RFE/RL: Expanding the lens beyond Western allies, how significant is China's position -- particularly given its dependence on energy flows through the Strait of Hormuz -- in shaping both market expectations and broader US strategic calculations in this crisis?
Derentz: China is one of the major pressure points for the Iranian regime. Over the past several years, China has built a very large strategic petroleum reserve, likely in the billions of barrels. That provides a buffer against short-term volatility, but China is still a major importer of crude oil, at around 10 to 12 million barrels per day. That is similar to where the United States was at its peak import dependence in the early 2000s.
While China has taken steps to enhance its supply security, that buffer will eventually decline. Over time, that could increase pressure on Iran.

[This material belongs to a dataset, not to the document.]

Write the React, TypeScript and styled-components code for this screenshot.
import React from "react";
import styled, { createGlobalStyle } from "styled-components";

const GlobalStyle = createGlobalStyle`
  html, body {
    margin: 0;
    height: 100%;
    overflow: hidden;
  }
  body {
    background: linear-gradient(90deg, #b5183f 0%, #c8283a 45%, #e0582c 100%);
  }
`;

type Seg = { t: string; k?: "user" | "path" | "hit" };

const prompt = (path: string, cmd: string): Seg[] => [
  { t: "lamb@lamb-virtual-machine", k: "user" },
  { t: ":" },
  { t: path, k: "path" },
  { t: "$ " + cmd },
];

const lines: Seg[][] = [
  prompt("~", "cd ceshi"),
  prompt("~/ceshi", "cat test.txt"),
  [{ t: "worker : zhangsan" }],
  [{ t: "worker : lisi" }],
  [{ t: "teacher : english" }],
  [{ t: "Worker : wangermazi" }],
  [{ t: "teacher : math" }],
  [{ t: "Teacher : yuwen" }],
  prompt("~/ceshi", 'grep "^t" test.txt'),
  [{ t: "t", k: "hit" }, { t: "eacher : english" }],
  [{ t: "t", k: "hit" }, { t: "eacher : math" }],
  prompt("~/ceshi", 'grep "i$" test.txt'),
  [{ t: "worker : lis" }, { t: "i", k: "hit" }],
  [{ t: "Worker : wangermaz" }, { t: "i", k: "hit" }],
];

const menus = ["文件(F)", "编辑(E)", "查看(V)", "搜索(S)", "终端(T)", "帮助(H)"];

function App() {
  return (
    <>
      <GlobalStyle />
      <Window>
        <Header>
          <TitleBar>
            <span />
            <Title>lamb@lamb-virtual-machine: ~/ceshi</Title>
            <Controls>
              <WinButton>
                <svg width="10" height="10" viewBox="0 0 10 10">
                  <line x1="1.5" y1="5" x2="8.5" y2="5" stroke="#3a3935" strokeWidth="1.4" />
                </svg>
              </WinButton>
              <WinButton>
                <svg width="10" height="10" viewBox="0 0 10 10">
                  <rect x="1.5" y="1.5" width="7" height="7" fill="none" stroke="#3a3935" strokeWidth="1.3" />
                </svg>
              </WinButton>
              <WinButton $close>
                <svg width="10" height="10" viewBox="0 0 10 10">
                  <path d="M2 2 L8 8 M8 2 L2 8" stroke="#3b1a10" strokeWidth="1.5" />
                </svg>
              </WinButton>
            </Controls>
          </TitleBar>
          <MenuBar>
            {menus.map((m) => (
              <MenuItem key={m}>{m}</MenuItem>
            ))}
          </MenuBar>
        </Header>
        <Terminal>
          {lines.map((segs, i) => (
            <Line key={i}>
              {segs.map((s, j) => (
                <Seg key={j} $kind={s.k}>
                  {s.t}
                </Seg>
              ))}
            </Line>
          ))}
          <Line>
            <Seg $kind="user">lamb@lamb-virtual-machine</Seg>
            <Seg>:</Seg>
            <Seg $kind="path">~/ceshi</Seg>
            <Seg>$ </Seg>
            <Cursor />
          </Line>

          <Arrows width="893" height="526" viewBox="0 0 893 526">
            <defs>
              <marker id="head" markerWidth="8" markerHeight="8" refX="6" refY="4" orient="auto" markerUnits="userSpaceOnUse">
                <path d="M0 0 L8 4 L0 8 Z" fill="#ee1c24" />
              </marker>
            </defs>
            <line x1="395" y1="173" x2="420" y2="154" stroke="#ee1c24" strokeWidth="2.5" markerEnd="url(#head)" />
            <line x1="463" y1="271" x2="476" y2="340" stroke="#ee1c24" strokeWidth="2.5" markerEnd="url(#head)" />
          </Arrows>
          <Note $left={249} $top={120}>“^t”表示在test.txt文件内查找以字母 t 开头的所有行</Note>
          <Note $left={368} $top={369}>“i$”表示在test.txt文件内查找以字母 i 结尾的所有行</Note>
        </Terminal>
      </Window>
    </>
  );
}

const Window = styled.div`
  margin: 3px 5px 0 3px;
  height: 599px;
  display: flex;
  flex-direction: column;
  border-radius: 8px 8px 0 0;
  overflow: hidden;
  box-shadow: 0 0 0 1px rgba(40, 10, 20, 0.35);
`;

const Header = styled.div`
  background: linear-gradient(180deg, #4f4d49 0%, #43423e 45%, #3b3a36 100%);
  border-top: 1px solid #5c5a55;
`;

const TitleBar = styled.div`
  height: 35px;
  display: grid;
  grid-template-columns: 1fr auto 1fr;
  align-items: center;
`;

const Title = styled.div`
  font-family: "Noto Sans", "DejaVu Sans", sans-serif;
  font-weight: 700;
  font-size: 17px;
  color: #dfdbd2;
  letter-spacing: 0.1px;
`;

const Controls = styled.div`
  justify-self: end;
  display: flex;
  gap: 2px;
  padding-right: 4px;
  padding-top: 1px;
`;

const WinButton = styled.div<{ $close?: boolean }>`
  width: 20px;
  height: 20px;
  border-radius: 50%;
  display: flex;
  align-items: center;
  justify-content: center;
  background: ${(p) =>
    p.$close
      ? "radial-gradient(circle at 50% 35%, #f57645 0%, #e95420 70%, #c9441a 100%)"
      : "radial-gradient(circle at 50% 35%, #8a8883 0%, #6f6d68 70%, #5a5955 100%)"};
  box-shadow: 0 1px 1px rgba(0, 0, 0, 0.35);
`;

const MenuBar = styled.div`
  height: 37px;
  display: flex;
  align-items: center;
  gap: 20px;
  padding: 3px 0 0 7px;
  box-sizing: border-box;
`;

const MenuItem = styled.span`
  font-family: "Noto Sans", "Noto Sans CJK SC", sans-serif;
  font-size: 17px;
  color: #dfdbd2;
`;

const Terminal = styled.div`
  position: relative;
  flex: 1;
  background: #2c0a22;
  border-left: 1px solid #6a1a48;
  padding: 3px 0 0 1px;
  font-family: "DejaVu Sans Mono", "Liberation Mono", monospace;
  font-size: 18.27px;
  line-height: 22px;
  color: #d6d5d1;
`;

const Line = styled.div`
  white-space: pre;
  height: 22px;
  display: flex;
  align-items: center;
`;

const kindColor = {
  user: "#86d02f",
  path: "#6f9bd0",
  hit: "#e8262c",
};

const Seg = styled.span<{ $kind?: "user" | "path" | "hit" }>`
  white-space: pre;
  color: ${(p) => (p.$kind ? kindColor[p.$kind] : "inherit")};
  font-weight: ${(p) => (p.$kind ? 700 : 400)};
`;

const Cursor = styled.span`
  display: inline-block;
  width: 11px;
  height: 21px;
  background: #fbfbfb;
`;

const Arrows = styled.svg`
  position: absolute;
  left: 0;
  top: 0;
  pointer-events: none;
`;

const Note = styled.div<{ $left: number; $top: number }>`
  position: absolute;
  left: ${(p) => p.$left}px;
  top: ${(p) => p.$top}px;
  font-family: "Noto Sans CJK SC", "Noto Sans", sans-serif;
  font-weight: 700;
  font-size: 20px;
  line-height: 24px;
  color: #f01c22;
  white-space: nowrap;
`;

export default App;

At the same time, this is not only about supply. China depends on a stable global economy for growth. A prolonged period of high energy prices and economic slowdown could incentivize Beijing to push Iran toward de-escalation despite its existing buffer.
RFE/RL: Finally, when you look at this crisis, how is it different from the oil shocks of the 1970s, especially in terms of infrastructure targeting and broader vulnerabilities? What do you think the administration is getting right or wrong in trying to avoid a similar outcome?
Derentz: The crises of the 1970s were driven by producers choosing to constrain supply to exert geopolitical pressure. In this case, you have an adversary constraining global commerce at a scale that is largely unprecedented. There has not been a disruption of this magnitude since World War II in global energy markets.
This is not about suppliers withholding products: It is about a single actor using drones and missiles to disrupt global commerce and target partners in the region that had not inflicted damage on it.
What we are seeing is an Iranian regime acting out of desperation, with limited options and a willingness to escalate. That is a key distinction, and it underscores the scale of what is now the largest disruption to oil markets since World War II.